As we checked him into his room in nursing care, Dad said, “I just wish I was on my way to glory.” At various times, we said our goodbyes, our “I love you’s” and “You were a great Dad.” My brother prayed with him and released him to God’s loving care, and told Dad that we would all be okay. I read him a Psalm. My sister sang songs. My other sister got out of him the proper Pennsylvania Dutch response to “Ich glicthe” (which kind of means “I love you a whole bunch.”) The proper response is a loving, “Ich glicthe ah” (which means, I love you right back.”) Our hearts were heavy, full and loaded with questions. How long would he hang on? Did Mom and Dad have enough money to last a year or more in nursing care, if it came to that? Should we go back home? All the questions that so many of my friends and relatives had faced over the years.
On Sunday, March 19, he enjoyed one of his best days in years: we took him to the church where we had all grown up. He enjoyed the drive and the service, staying awake the whole time, alert, commenting, asking questions, telling Mom he wanted hot dogs for lunch. We had planned a large family gathering at noon for all who could come; he prayed a wonderful blessing, ate lunch, stayed awake all day (something he never did anymore) read books, talked, enjoyed the great grandchildren. He tossed a ball to one of them and fed another some ham for supper.
It was wonderful, a gift. But of course we didn’t know if it was the beginning of a recovery, or one of those times the dying often have shortly before they bid us farewell.

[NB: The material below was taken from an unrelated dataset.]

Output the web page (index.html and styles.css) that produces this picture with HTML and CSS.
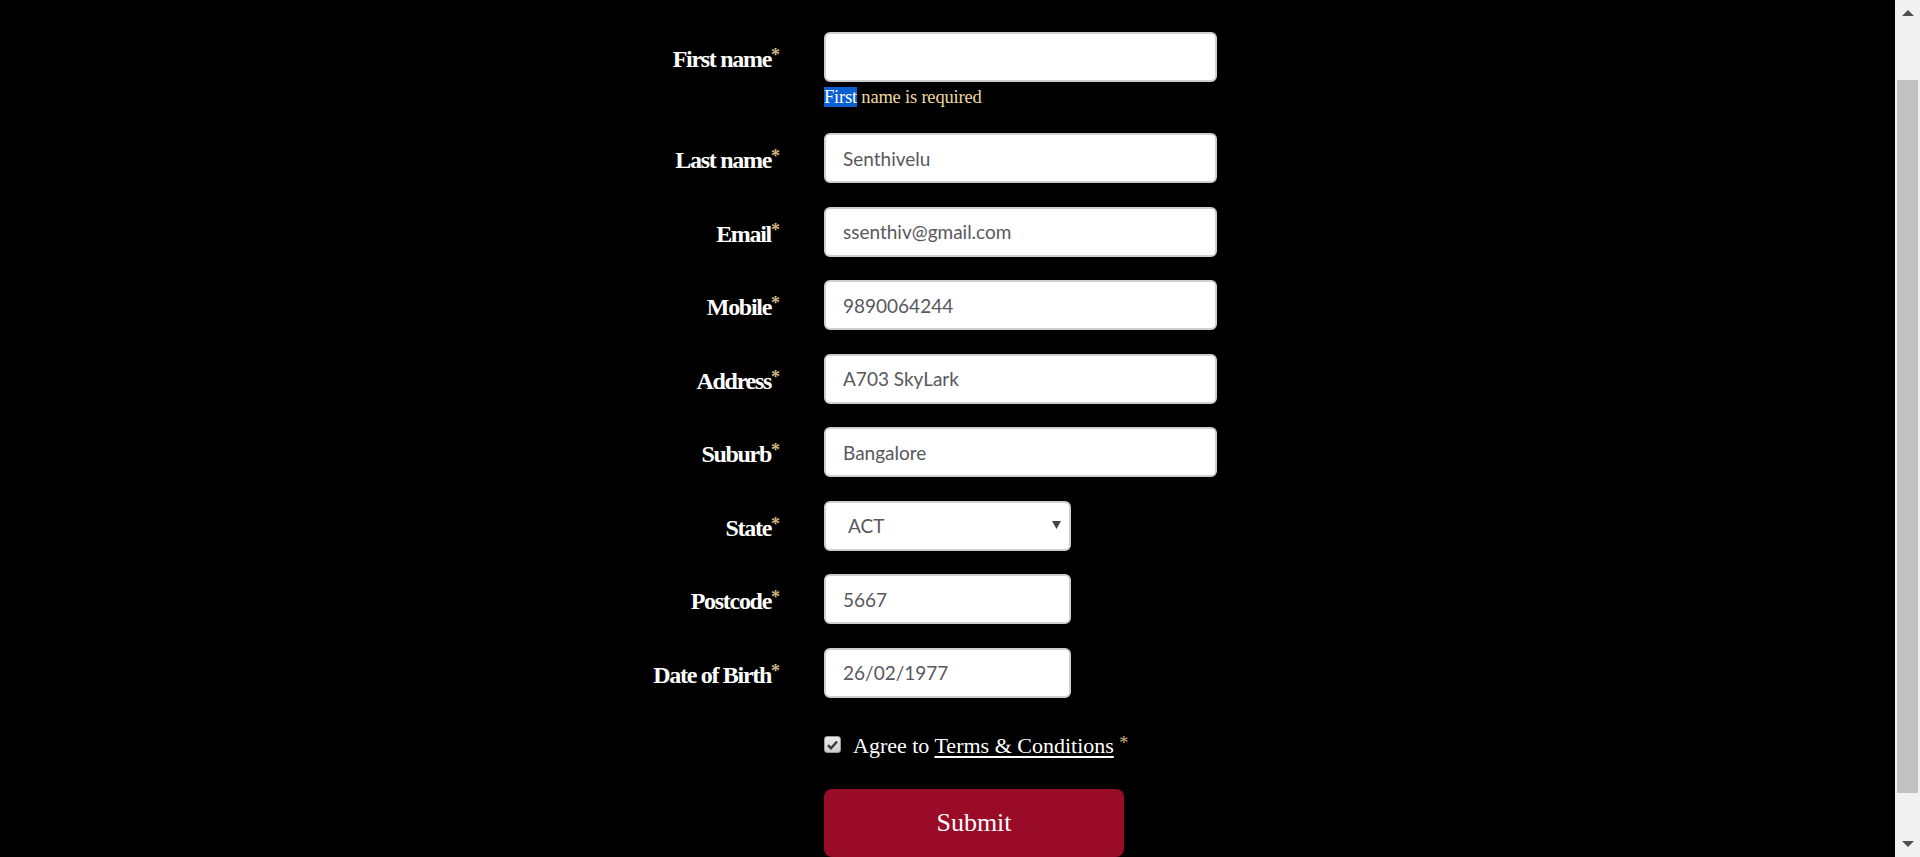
FILE: index.html
```html
<!DOCTYPE html>
<html lang="en">
<head>
<meta charset="utf-8">
<title>Registration</title>
<link rel="stylesheet" href="styles.css">
</head>
<body>
<div class="page">
  <form class="form">
    <div class="row row-first">
      <label class="label">First name<span class="req">*</span></label>
      <div class="field">
        <input class="input" type="text" value="">
        <div class="error"><span class="sel">First</span> name is required</div>
      </div>
    </div>
    <div class="row">
      <label class="label">Last name<span class="req">*</span></label>
      <div class="field"><input class="input" type="text" value="Senthivelu"></div>
    </div>
    <div class="row">
      <label class="label">Email<span class="req">*</span></label>
      <div class="field"><input class="input" type="text" value="ssenthiv@gmail.com"></div>
    </div>
    <div class="row">
      <label class="label">Mobile<span class="req">*</span></label>
      <div class="field"><input class="input" type="text" value="9890064244"></div>
    </div>
    <div class="row">
      <label class="label">Address<span class="req">*</span></label>
      <div class="field"><input class="input" type="text" value="A703 SkyLark"></div>
    </div>
    <div class="row">
      <label class="label">Suburb<span class="req">*</span></label>
      <div class="field"><input class="input" type="text" value="Bangalore"></div>
    </div>
    <div class="row">
      <label class="label">State<span class="req">*</span></label>
      <div class="field">
        <div class="select-wrap">
          <select class="select"><option>ACT</option></select>
          <svg class="select-arrow" width="9" height="8" viewBox="0 0 9 8"><path d="M0 0H9L4.5 8Z" fill="#444"/></svg>
        </div>
      </div>
    </div>
    <div class="row">
      <label class="label">Postcode<span class="req">*</span></label>
      <div class="field"><input class="input input-short" type="text" value="5667"></div>
    </div>
    <div class="row row-dob">
      <label class="label">Date of Birth<span class="req">*</span></label>
      <div class="field"><input class="input input-short" type="text" value="26/02/1977"></div>
    </div>
    <div class="row row-agree">
      <div class="spacer"></div>
      <div class="agree">
        <span class="checkbox">
          <svg width="11" height="10" viewBox="0 0 11 10"><path d="M1 5.2L4 8.3L10 1.5" fill="none" stroke="#3a3a3a" stroke-width="2.4"/></svg>
        </span>
        <span class="agree-text">Agree to <a class="terms" href="#">Terms &amp; Conditions</a> <span class="req-small">*</span></span>
      </div>
    </div>
    <div class="row row-submit">
      <div class="spacer"></div>
      <button class="submit" type="button">Submit</button>
    </div>
  </form>
</div>
<div class="scrollbar">
  <div class="sb-arrow sb-up"></div>
  <div class="sb-track"><div class="sb-thumb"></div></div>
  <div class="sb-arrow sb-down"></div>
</div>
</body>
</html>
```
FILE: styles.css
```css
html, body {
  margin: 0;
  padding: 0;
  height: 857px;
  overflow: hidden;
  background: #000;
}
body {
  display: flex;
  font-family: "Liberation Serif", serif;
  color: #fff;
}
.page {
  flex: 1;
  height: 857px;
  overflow: hidden;
}
.form {
  padding-top: 32px;
  padding-left: 480px;
}
.row {
  display: flex;
  align-items: flex-start;
  margin-bottom: 23.5px;
}
.row-first {
  margin-bottom: 26px;
}
.row-dob {
  margin-bottom: 34px;
}
.row-agree {
  margin-bottom: 31px;
}
.spacer {
  width: 344px;
  flex: none;
}
.label {
  width: 300px;
  flex: none;
  padding-right: 44px;
  text-align: right;
  font-weight: bold;
  font-size: 24px;
  letter-spacing: -1.3px;
  line-height: 46px;
  height: 50px;
  color: #fff;
}
.req {
  color: #d2b780;
  font-size: 18px;
  vertical-align: 6px;
  letter-spacing: 0;
}
.field {
  width: 393px;
}
.input {
  display: block;
  box-sizing: border-box;
  width: 393px;
  height: 50px;
  margin: 0;
  padding: 0 17px;
  border: 2px solid #cfcfcf;
  border-radius: 6px;
  background: #fff;
  font-family: Lato, "Open Sans", sans-serif;
  font-size: 19px;
  color: #58585e;
  outline: none;
}
.input-short {
  width: 247px;
}
.error {
  margin-top: 5px;
  font-size: 18.5px;
  line-height: 20px;
  height: 20px;
  color: #efd9a0;
  letter-spacing: -0.2px;
}
.sel {
  background: #0a5fd3;
  color: #fff;
}
.select-wrap {
  position: relative;
  width: 247px;
  height: 50px;
}
.select {
  display: block;
  box-sizing: border-box;
  width: 247px;
  height: 50px;
  margin: 0;
  padding: 0 0 0 22px;
  border: 2px solid #cfcfcf;
  border-radius: 6px;
  background: #fff;
  -webkit-appearance: none;
  appearance: none;
  font-family: Lato, "Open Sans", sans-serif;
  font-size: 19px;
  color: #58585e;
  outline: none;
}
.select-arrow {
  position: absolute;
  left: 228px;
  top: 20px;
}
.agree {
  display: flex;
  align-items: center;
  height: 26px;
}
.checkbox {
  box-sizing: border-box;
  width: 17px;
  height: 17px;
  border: 1px solid #9a9a9a;
  border-radius: 3px;
  background: linear-gradient(#ececec, #cfcfcf);
  display: flex;
  align-items: center;
  justify-content: center;
  margin-right: 12px;
}
.agree-text {
  font-size: 22px;
  line-height: 26px;
  color: #fff;
}
.terms {
  color: #fff;
  text-decoration: underline;
  text-underline-offset: 3px;
  text-decoration-thickness: 2px;
}
.req-small {
  color: #d2b780;
  font-size: 18px;
  vertical-align: 4px;
}
.submit {
  width: 300px;
  height: 68px;
  margin: 0;
  border: none;
  border-radius: 8px;
  background: #990b26;
  color: #fff;
  font-family: "Liberation Serif", serif;
  font-size: 26px;
  cursor: pointer;
}
.scrollbar {
  width: 25px;
  flex: none;
  height: 857px;
  background: #f1f1f1;
  display: flex;
  flex-direction: column;
  align-items: center;
}
.sb-arrow {
  width: 0;
  height: 0;
  border-left: 6px solid transparent;
  border-right: 6px solid transparent;
}
.sb-up {
  margin-top: 10px;
  border-bottom: 6px solid #505050;
}
.sb-track {
  flex: 1;
  width: 100%;
  padding-top: 64px;
  box-sizing: border-box;
}
.sb-thumb {
  margin-left: 2px;
  width: 21px;
  height: 713px;
  background: #c1c1c1;
}
.sb-down {
  margin-bottom: 10px;
  border-top: 6px solid #505050;
}
```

It turned out to be the latter, and the following Sunday morning, March 26, when most of us were in church, our cell phones vibrated with the news: Dad was going to church in heaven that morning. He died about the time many of us were saying prayers for him. And all I could really say as my husband and I made plans to go to Indiana for the funeral was a grateful, heartfelt “Hallelujah!”
I feel very fortunate to have had him for a Dad, to have had a warning and to be able to say goodbye, to not feel a lot of guilt or anger or regret. He was not perfect: we all remember bad times with him. I do feel sad, lonely, and sorry that he won’t be able to experience a lot of the things I still hoped he’d experience with us. But most of all I’m glad he raised us in such a way that our goodbyes were really only fond farewells.